+++ EXERCISE DATA +++

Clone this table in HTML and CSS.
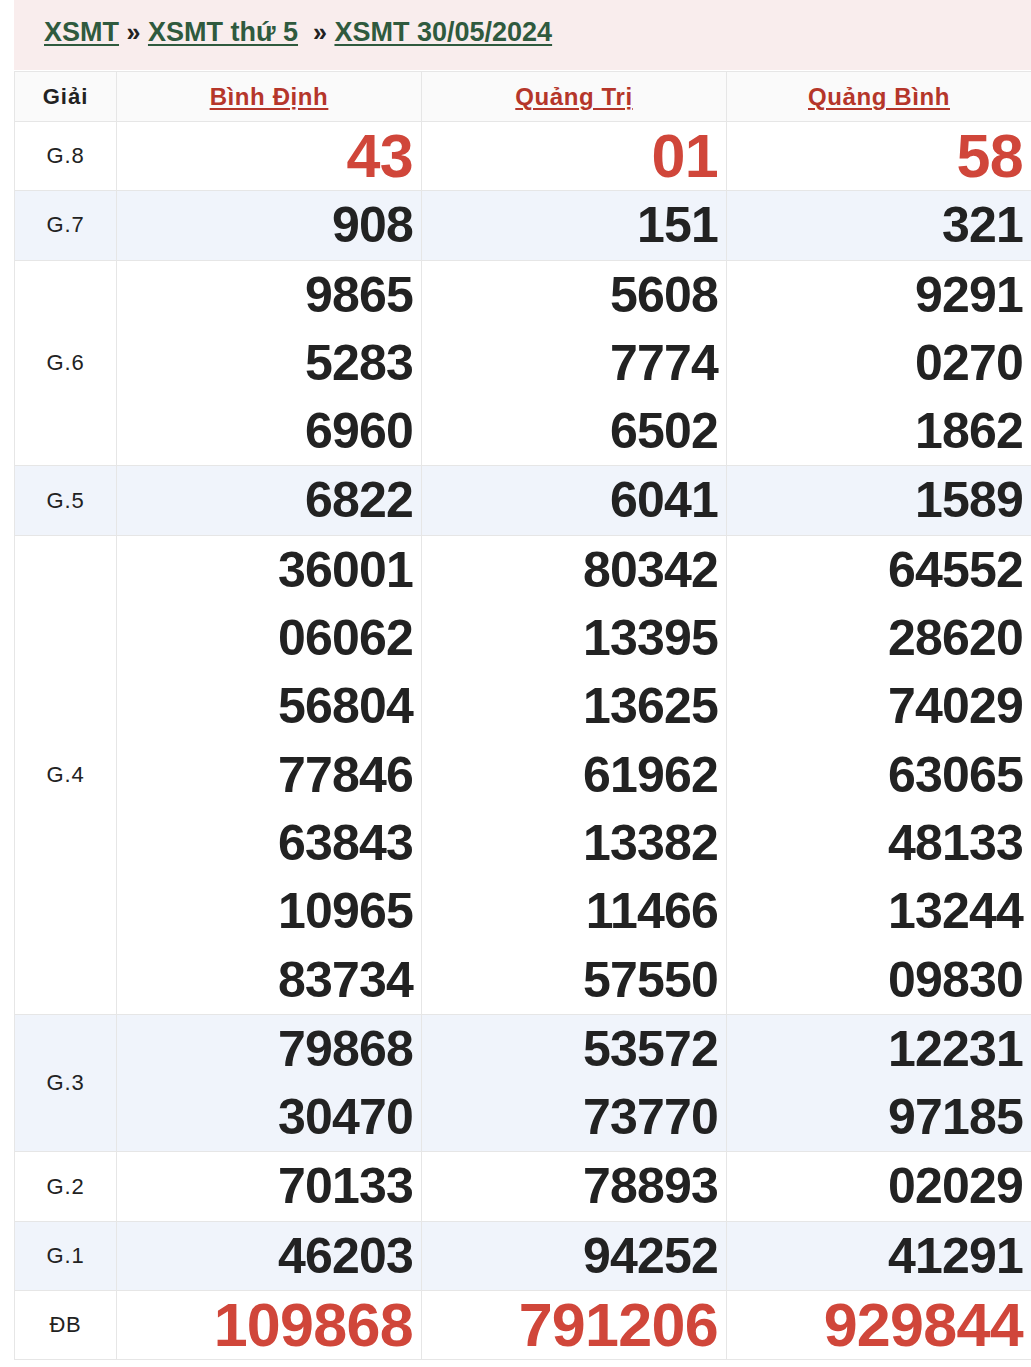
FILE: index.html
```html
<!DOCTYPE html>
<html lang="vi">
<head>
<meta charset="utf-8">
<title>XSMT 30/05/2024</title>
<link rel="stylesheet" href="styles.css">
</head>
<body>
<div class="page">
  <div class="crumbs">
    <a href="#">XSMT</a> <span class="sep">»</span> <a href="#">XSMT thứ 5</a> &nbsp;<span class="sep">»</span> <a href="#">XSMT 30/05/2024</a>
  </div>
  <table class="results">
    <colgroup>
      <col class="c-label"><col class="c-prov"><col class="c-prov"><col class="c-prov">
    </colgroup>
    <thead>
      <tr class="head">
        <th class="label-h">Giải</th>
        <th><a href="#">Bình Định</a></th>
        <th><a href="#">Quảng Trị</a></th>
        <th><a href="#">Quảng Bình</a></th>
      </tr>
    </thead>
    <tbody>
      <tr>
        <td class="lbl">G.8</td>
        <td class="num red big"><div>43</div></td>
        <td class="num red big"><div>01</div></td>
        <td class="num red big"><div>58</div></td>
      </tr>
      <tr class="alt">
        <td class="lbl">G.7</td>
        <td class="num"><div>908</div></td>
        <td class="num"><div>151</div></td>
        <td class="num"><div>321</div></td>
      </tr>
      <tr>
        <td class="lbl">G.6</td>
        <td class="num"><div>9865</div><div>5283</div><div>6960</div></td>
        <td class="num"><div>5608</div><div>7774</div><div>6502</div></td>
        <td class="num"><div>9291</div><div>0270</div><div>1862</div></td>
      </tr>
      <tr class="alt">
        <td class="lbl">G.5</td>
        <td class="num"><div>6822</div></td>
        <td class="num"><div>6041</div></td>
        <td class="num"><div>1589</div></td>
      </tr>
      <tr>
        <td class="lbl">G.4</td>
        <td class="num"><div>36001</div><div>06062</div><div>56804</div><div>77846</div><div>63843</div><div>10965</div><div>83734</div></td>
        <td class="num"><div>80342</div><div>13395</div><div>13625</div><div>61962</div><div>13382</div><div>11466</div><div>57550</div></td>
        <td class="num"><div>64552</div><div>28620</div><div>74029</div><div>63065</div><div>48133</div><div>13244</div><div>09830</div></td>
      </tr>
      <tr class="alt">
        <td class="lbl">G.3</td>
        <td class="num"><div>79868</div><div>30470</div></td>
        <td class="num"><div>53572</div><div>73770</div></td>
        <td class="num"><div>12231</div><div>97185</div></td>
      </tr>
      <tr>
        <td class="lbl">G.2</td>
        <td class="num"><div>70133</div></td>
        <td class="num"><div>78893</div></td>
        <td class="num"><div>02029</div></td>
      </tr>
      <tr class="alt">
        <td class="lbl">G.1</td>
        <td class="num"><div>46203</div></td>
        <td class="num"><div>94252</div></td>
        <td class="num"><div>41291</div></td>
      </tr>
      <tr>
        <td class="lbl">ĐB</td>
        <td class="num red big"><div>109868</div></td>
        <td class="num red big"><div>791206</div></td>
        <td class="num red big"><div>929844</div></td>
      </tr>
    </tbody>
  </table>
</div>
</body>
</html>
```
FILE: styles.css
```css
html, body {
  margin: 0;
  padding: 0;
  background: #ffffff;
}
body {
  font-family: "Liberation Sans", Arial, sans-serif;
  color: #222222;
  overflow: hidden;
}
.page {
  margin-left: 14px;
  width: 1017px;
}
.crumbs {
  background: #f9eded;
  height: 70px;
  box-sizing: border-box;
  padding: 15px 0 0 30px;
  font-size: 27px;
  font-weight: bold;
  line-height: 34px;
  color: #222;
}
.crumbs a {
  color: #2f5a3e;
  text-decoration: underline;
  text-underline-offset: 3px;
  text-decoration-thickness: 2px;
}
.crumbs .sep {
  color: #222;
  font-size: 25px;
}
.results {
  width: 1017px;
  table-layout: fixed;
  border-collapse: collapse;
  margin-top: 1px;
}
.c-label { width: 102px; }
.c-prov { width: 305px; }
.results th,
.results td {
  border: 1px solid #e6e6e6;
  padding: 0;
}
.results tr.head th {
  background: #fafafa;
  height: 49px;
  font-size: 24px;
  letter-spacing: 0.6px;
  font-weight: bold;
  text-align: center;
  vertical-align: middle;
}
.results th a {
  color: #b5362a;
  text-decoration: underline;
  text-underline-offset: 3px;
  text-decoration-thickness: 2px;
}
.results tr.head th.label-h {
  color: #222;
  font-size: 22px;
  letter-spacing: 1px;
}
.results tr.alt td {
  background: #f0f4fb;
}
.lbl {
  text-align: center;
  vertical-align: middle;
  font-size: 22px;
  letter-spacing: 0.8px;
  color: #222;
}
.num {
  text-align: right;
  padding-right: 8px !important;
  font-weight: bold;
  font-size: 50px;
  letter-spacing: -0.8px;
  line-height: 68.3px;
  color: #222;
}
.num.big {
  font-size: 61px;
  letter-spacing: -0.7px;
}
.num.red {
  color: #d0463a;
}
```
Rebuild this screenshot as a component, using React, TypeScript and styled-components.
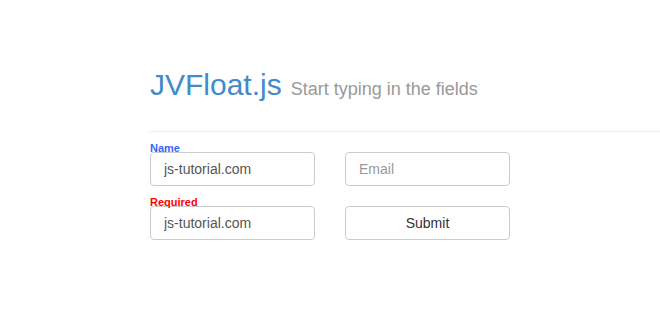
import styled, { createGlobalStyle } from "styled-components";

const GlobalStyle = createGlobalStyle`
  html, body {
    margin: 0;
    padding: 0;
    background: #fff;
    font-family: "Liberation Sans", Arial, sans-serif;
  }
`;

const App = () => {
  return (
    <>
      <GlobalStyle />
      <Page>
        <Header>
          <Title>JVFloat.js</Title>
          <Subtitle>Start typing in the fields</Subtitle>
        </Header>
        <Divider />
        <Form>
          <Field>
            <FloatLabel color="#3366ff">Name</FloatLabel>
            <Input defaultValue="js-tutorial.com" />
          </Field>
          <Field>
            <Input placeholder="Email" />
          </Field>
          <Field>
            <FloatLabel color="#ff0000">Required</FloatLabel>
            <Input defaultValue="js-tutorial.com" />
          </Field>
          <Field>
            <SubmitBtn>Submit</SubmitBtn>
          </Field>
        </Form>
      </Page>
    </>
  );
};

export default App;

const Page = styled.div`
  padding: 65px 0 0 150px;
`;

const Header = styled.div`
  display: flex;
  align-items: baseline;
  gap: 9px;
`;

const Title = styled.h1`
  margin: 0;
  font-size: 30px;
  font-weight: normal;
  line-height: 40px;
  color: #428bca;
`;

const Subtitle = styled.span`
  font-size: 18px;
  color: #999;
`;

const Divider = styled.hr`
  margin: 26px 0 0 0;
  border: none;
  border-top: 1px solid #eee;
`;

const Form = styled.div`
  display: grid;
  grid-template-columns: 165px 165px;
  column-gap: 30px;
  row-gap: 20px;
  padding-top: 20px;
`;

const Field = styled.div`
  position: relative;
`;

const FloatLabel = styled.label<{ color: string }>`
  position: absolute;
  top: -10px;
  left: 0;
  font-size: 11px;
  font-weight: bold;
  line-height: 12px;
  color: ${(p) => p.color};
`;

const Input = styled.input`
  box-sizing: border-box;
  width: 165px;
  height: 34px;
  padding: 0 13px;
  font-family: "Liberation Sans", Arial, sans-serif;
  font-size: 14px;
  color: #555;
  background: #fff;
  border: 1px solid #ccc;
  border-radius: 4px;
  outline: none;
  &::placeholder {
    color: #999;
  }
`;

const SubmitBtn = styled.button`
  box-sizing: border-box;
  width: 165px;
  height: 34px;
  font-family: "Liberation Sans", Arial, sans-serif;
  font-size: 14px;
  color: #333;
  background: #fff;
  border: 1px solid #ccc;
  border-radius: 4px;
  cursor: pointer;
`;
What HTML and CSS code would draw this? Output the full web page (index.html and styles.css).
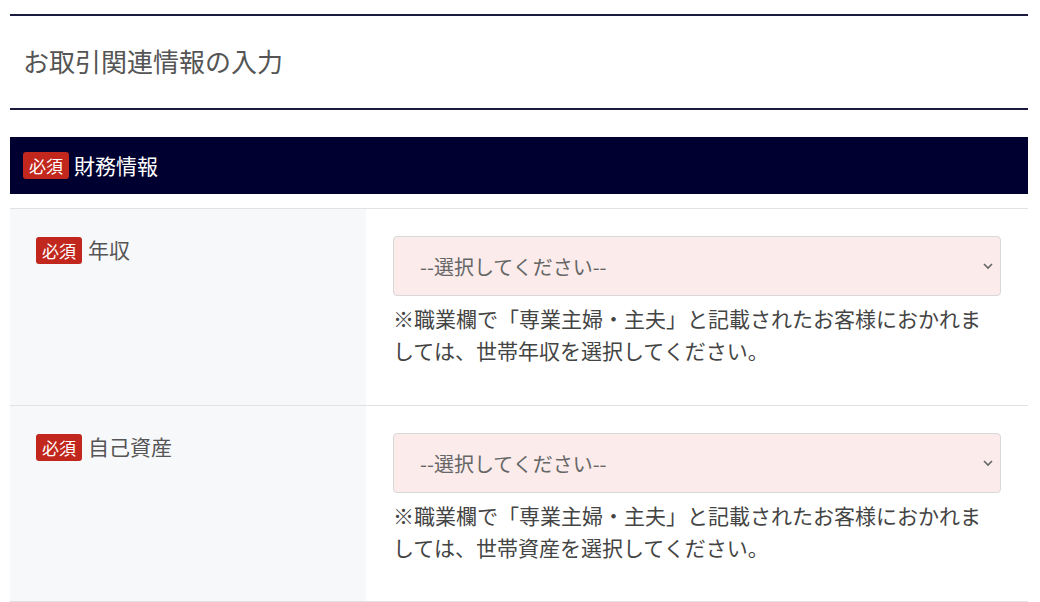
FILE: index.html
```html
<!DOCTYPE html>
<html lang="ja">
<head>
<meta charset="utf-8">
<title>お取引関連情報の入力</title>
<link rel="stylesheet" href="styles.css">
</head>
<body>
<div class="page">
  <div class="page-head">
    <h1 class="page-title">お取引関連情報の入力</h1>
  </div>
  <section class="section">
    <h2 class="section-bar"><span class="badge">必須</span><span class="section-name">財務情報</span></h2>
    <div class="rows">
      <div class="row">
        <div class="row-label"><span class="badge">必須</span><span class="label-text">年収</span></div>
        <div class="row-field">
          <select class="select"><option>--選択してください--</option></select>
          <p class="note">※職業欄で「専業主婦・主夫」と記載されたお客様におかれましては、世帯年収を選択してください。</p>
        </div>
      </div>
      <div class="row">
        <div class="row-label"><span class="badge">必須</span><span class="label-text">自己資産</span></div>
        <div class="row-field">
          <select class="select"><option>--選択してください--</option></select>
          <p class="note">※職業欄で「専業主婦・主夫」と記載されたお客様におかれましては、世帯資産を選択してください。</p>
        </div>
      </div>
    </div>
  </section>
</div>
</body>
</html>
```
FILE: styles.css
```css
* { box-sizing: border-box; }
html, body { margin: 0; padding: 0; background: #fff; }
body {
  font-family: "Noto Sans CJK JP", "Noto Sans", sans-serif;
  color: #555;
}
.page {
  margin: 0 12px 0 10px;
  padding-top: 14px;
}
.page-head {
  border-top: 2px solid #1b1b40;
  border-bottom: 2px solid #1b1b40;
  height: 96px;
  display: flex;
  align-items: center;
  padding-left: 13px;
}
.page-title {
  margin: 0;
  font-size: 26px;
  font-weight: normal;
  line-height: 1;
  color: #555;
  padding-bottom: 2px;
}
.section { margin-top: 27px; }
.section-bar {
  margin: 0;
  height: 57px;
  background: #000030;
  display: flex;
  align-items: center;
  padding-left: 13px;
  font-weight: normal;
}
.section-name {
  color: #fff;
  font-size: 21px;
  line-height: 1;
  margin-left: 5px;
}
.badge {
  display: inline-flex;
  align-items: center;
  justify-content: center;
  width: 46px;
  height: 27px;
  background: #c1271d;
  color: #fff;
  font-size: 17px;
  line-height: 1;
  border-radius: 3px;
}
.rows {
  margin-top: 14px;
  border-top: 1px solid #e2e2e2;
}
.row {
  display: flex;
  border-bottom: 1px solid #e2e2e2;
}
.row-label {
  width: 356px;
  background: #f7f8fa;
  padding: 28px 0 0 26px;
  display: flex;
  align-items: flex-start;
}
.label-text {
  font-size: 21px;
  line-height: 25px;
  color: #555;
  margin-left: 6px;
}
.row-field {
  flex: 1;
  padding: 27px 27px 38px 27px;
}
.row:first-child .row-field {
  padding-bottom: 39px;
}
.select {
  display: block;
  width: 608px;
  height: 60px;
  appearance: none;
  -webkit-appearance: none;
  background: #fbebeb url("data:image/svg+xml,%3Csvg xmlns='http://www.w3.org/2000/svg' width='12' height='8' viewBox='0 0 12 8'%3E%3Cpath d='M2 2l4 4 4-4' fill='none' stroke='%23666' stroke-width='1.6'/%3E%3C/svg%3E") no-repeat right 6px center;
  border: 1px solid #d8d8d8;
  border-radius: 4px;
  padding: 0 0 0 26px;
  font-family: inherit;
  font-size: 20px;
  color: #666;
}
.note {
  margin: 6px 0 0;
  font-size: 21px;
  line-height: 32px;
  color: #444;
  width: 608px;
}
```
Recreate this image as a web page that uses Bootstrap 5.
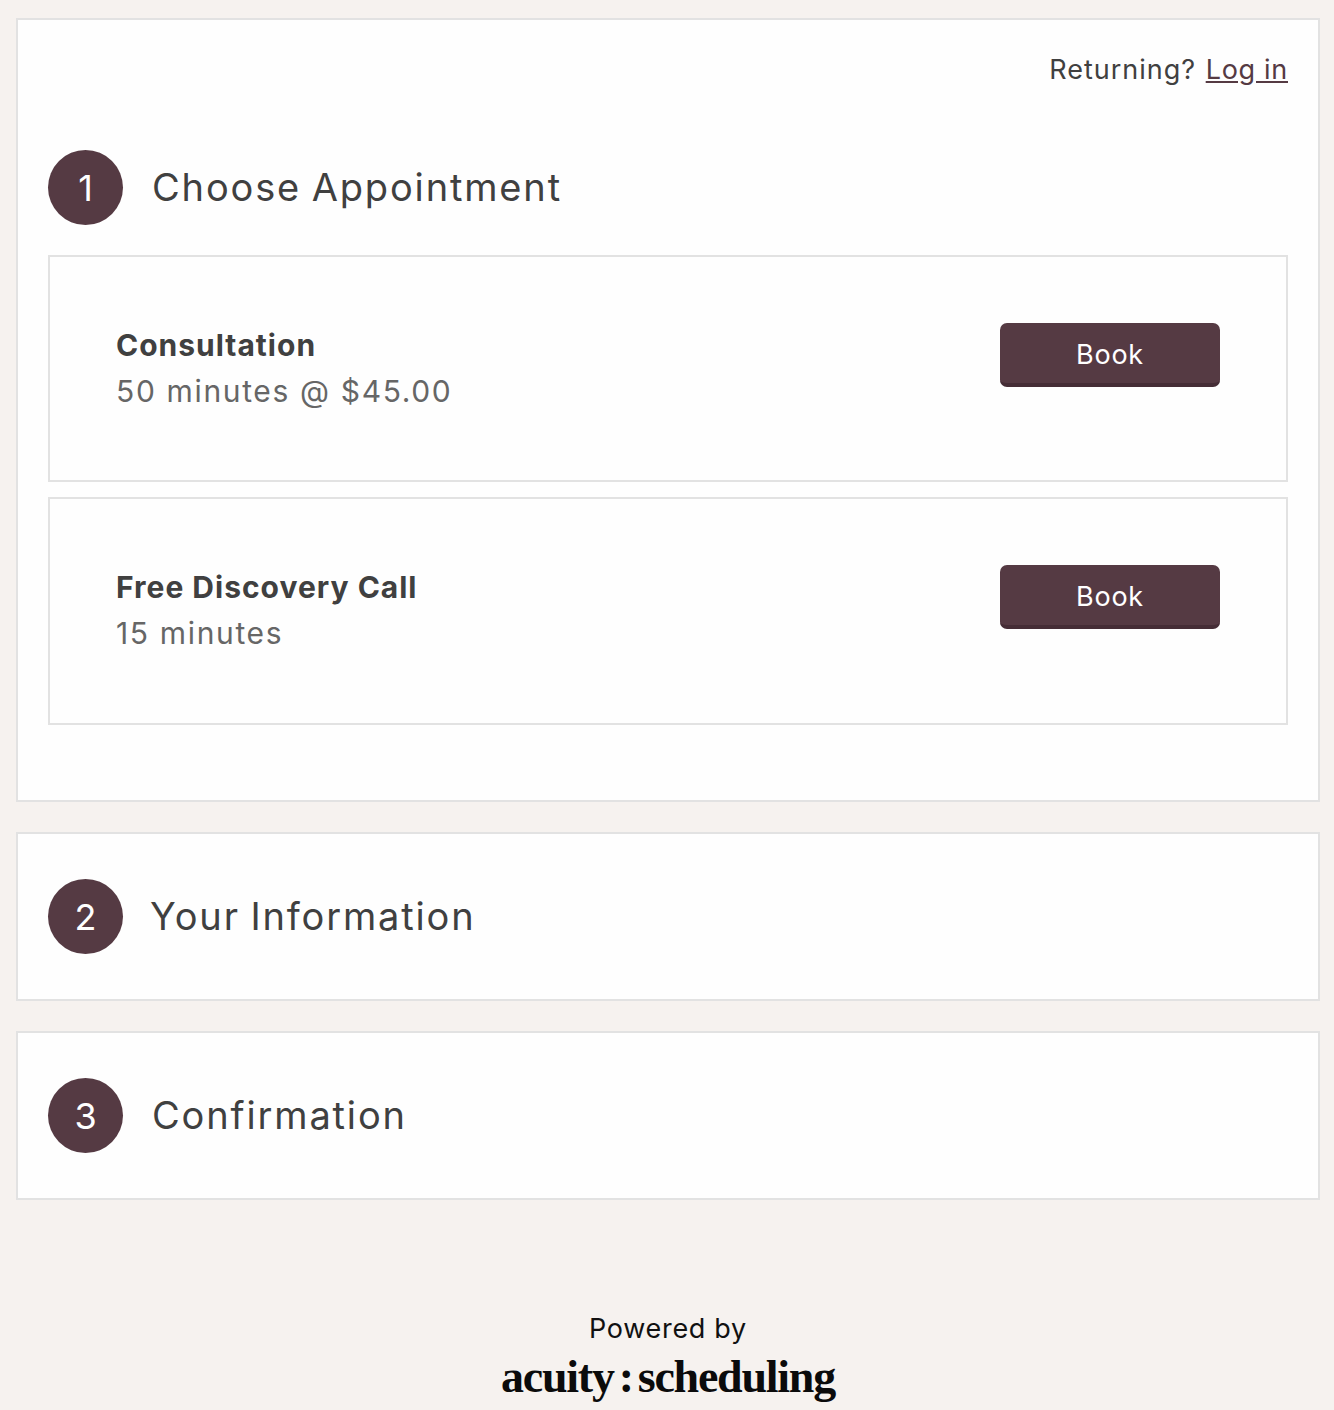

+++

* [PROBLEM DETAILS]:
Gather each line in these records that contains the string "this".

* [WORKED ANSWER]:
Clone this table in HTML and CSS.
Rebuild this screenshot as a component, using React, TypeScript and styled-components.
What HTML and CSS code would draw this? Output the full web page (index.html and styles.css).
Recreate this image as a web page that uses Bootstrap 5.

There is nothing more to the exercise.